Court of Appeal overturns injunction in Tesco “fire and rehire” case

In February this year, the High Court granted a highly unusual injunction preventing Tesco from using so-called ‘fire and re-hire’ to implement changes to terms and conditions for some of its workforce in order to remove a ‘permanent’ contractual entitlement to enhanced pay (see Be Aware 3 February 2022). The Court of Appeal has now overturned the injunction, finding that the High Court was wrong to find that both parties intended that the entitlement should be permanent in the sense that the contracts would continue for life, or until normal retirement age, or until the closure of the workplace, or that the circumstances in which Tesco could terminate the contracts should be limited. Further, even if the High Court had been correct in its interpretation of the contract, this was not a case in which the grant of an injunction was justified.

Tesco recognised USDAW for collective bargaining purposes. As part of a reorganisation between 2007 and 2009, USDAW and Tesco agreed individual contractual entitlements to ‘Retained Pay’, as an alternative to a lump sum redundancy payment and as an incentive to staff to relocate. In communications to staff, Tesco made clear that the individual entitlement to Retained Pay would remain for as long as they were employed in their current role, that it could not be negotiated away, and that it would increase each year in line with any general pay rise. A 2010 collective agreement stated that Retained Pay would be a ‘permanent feature’ of an individual’s contractual entitlement, and could only be changed through mutual consent, on promotion, or in the case of an employee-requested change to working patterns. In January 2021, Tesco announced its intention to remove Retained Pay, offering a lump sum payment in return for giving up the entitlement, failing which employees would be dismissed and offered new terms excluding Retained Pay. USDAW applied to the High Court for a declaration that the employees’ contracts were subject to an implied term preventing Tesco from exercising its contractual right to terminate for the purpose of removing or diminishing the right to Retained Pay. USDAW also sought an injunction preventing Tesco from terminating the contracts. The High Court granted the injunction; Tesco appealed.

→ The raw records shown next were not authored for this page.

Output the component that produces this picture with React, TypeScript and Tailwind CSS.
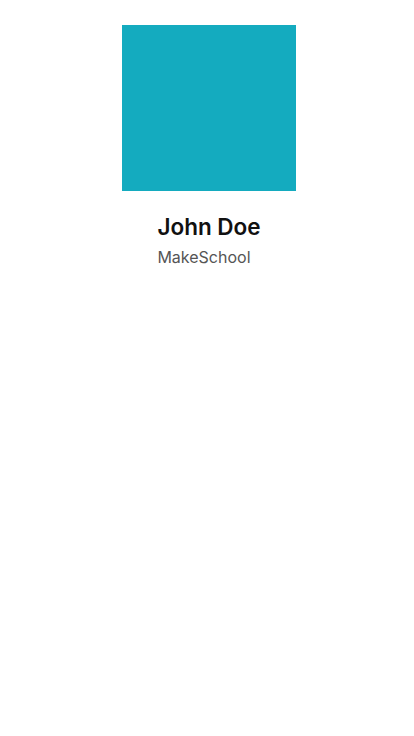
export default function App() {
  return (
    <div
      className="flex min-h-[736px] w-full flex-col items-center bg-white pl-[4px] pt-[25px]"
      style={{ fontFamily: "Inter, 'Liberation Sans', sans-serif" }}
    >
      <div className="h-[166px] w-[174px] bg-[#14abbf]" />
      <div className="mt-[21px] flex flex-col items-start">
        <h1 className="text-[22.5px] font-semibold leading-[30px] text-[#111111]">John Doe</h1>
        <p className="mt-[4px] text-[16px] leading-[22px] text-[#555555]">MakeSchool</p>
      </div>
    </div>
  );
}
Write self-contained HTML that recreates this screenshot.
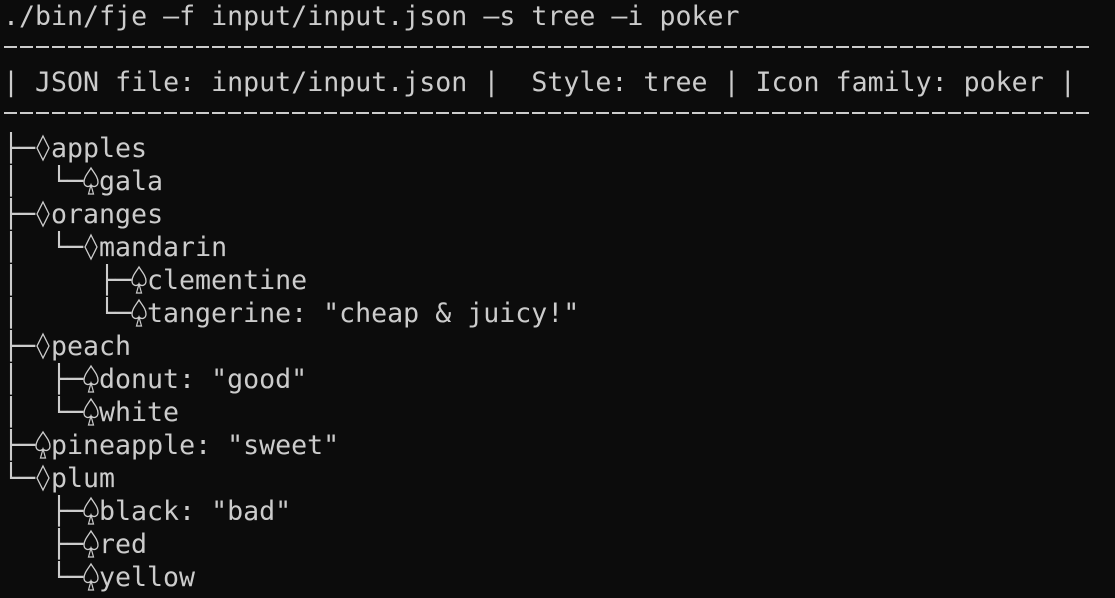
<!DOCTYPE html>
<html><head><meta charset="utf-8"><style>
html,body{margin:0;padding:0;background:#0c0c0c;width:1115px;height:598px;overflow:hidden}
.r{height:33px;line-height:33px;padding-left:3px;font-family:"DejaVu Sans Mono","Liberation Mono",monospace;font-size:26.6px;color:#cccccc;white-space:pre;overflow:visible;position:relative}
.c{display:inline-block;width:16px;height:33px;vertical-align:top;overflow:visible}
svg{display:inline-block;vertical-align:top;overflow:visible}
.dash{position:absolute;left:4px;width:1085px;height:2px;background:repeating-linear-gradient(90deg,#cccccc 0 13px,transparent 13px 16px)}
</style></head><body>
<svg width="0" height="0" style="position:absolute"><defs>
<g id="d"><path d="M8 4 L14 16 L8 28 L2 16 Z" fill="none" stroke="#cccccc" stroke-width="1.3"/></g>
<g id="s"><path d="M8 3 C5 8 1 12 1 17 C1 21 5 23 8 20 C11 23 15 21 15 17 C15 12 11 8 8 3 Z" fill="none" stroke="#cccccc" stroke-width="1.3"/><path d="M8 20 L5.5 29 L10.5 29 Z" fill="none" stroke="#cccccc" stroke-width="1.2"/></g>
</defs></svg>
<div class="dash" style="top:46px"></div>
<div class="dash" style="top:112px"></div>
<div class="r">./bin/fje –f input/input.json –s tree –i poker</div>
<div class="r"></div>
<div class="r">| JSON file: input/input.json |  Style: tree | Icon family: poker |</div>
<div class="r"></div>
<div class="r"><span class="c">├</span><span class="c">─</span><svg class="c" width="16" height="33"><use href="#d"/></svg>apples</div>
<div class="r"><span class="c">│</span><span class="c"> </span><span class="c"> </span><span class="c">└</span><span class="c">─</span><svg class="c" width="16" height="33"><use href="#s"/></svg>gala</div>
<div class="r"><span class="c">├</span><span class="c">─</span><svg class="c" width="16" height="33"><use href="#d"/></svg>oranges</div>
<div class="r"><span class="c">│</span><span class="c"> </span><span class="c"> </span><span class="c">└</span><span class="c">─</span><svg class="c" width="16" height="33"><use href="#d"/></svg>mandarin</div>
<div class="r"><span class="c">│</span><span class="c"> </span><span class="c"> </span><span class="c"> </span><span class="c"> </span><span class="c"> </span><span class="c">├</span><span class="c">─</span><svg class="c" width="16" height="33"><use href="#s"/></svg>clementine</div>
<div class="r"><span class="c">│</span><span class="c"> </span><span class="c"> </span><span class="c"> </span><span class="c"> </span><span class="c"> </span><span class="c">└</span><span class="c">─</span><svg class="c" width="16" height="33"><use href="#s"/></svg>tangerine: "cheap &amp; juicy!"</div>
<div class="r"><span class="c">├</span><span class="c">─</span><svg class="c" width="16" height="33"><use href="#d"/></svg>peach</div>
<div class="r"><span class="c">│</span><span class="c"> </span><span class="c"> </span><span class="c">├</span><span class="c">─</span><svg class="c" width="16" height="33"><use href="#s"/></svg>donut: "good"</div>
<div class="r"><span class="c">│</span><span class="c"> </span><span class="c"> </span><span class="c">└</span><span class="c">─</span><svg class="c" width="16" height="33"><use href="#s"/></svg>white</div>
<div class="r"><span class="c">├</span><span class="c">─</span><svg class="c" width="16" height="33"><use href="#s"/></svg>pineapple: "sweet"</div>
<div class="r"><span class="c">└</span><span class="c">─</span><svg class="c" width="16" height="33"><use href="#d"/></svg>plum</div>
<div class="r"><span class="c"> </span><span class="c"> </span><span class="c"> </span><span class="c">├</span><span class="c">─</span><svg class="c" width="16" height="33"><use href="#s"/></svg>black: "bad"</div>
<div class="r"><span class="c"> </span><span class="c"> </span><span class="c"> </span><span class="c">├</span><span class="c">─</span><svg class="c" width="16" height="33"><use href="#s"/></svg>red</div>
<div class="r"><span class="c"> </span><span class="c"> </span><span class="c"> </span><span class="c">└</span><span class="c">─</span><svg class="c" width="16" height="33"><use href="#s"/></svg>yellow</div>
</body></html>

The Court of Appeal held that there was no evidence that anyone addressed their mind to the possibility of Tesco seeking to ‘fire and rehire’. Although the Retained Pay provisions specified no time limit, and there was no ‘sunset clause’, that was not sufficient to get round the lack of clarity in USDAW’s case as to what both parties to the contract meant by ‘permanent’. The express terms of the contracts should therefore be interpreted in accordance with what the High Court found to be their natural and ordinary meaning, namely that Tesco would have the right to give notice in the ordinary way, and that the entitlement to Retained Pay would only last as long as the particular contract. The Court also held that the implied term argued for by USDAW was also insufficiently clear.

The Court held further that, even if the High Court had been right in its interpretation of the relevant terms, this was not a case in which an injunction was justified. The Court noted that it was unaware of any case in which a court has granted a final injunction to prevent a private sector employer from dismissing an employee for an indefinite period. It also pointed out that an injunction cannot be granted unless it is clear beyond argument what the defendant can or cannot do, which could not be said of the injunction granted by the High Court. The remedy for a wrongful dismissal at common law is almost invariably financial.